Songs

Songs on this site

Our songs come from various sources, including other singers, recordings and books. The Full English archive on the Vaughan-Williams Memorial Library website is also an excellent resource. Often we’ll each know different versions of a song, and we tend to alter them anyway, so what we end up with is rarely anything like what either of us had in mind at the start. Some people call this the “folk process”.

The Sheepstealer

A song about daydreaming. It comes from the Hammond and Gardiner manuscripts, and we learnt it from the version published in the Frank Purslow EFDSS book The Constant Lovers. The Hammond brothers noted the tune from Edith Sartin of Corscombe, Dorset in 1906, but the words are based on those collected from George Dowden of Lackington the previous year. Purslow tells us that the tune is from a Restoration ballad called Cupid’s Trepan and was used in at least seven ballad operas between 1725 and 1745. So it must be good.

Adieu Sweet Lovely Nancy

A song from the Copper family of Rottingdean. Does everyone have a Copper song? Probably. This is one of ours. The heartbreaking tale of a man who has to leave his true love to go and fight at sea in order to earn enough money to keep himself in beer.

The Leaves of Life

An old song. So old, we learnt it from an audio cassette. The cassette was called The Leaves of Life: The Field Recordings of Fred Hamer, and featured Romany singer May Bradley singing this song. Vicky leant the cassette to Richard, who (luckily) made a copy and then promptly lost the original. The song is a spring carol and tells of Mary’s trip to see Jesus at Calvary.
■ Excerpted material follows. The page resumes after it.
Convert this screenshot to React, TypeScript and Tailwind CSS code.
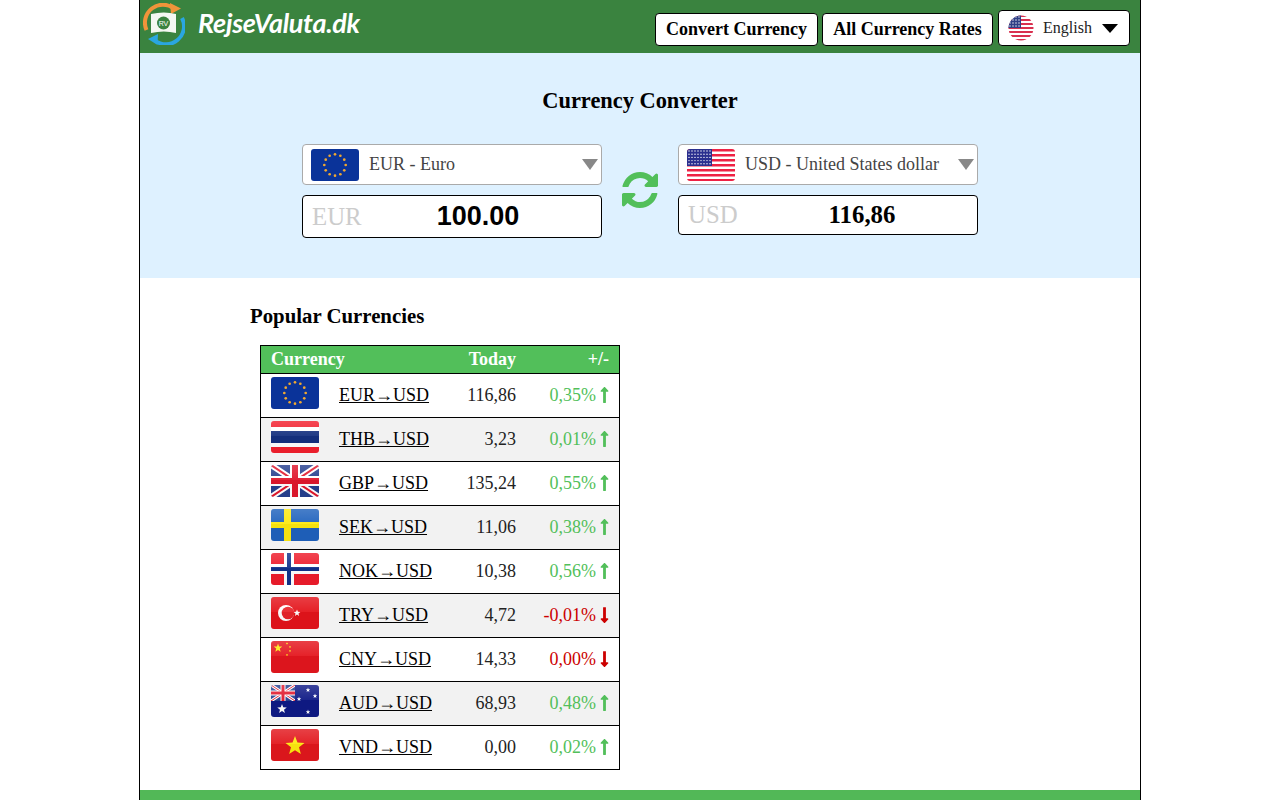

We’ve kept most of May Bradley’s phrases (e.g. “everlie guide” for “heavenly guide”) but have substituted “fennel” for “phyarm” in the last verse.

Once I Had a Sweetheart

This song was sung to Cecil Sharp by Henry Tidball of Wedmore, Somerset on 16 January 1907. Vicky found it in Maud Karpeles’ book The Crystal Spring. Vicky’s partner comes from Wedmore, so perhaps this is why the song holds a special meaning for her (though he isn’t called Billy and doesn’t, as far as we know, wear a bunch of blue ribbons.)  It’s followed by a tune that Vicky wrote.

William Taylor

We merged a number of different versions of this song, and invented a bit, to come up with this. Vicky thinks it’s a song about a girl standing up for herself. Richard thinks it’s about an overreaction from a psychologically disturbed woman who should be locked up in a secure unit. A man gets forced to leave his new wife behind and go abroad to fight for his country. Five years later she dresses as a man and goes to look for him. Some fighting ensues, during which she is rendered gratuitously topless. Next she discovers him with another woman and, spoiler alert, shoots him dead.

Searching for Lambs

This is more or less the version Cecil Sharp collected in Somerton, Somerset, from a Mrs Sweet in August 1907. Too nice a tune to tart up with harmonies, so we sing it in unison, and then play something resembling the tune a few times at the end.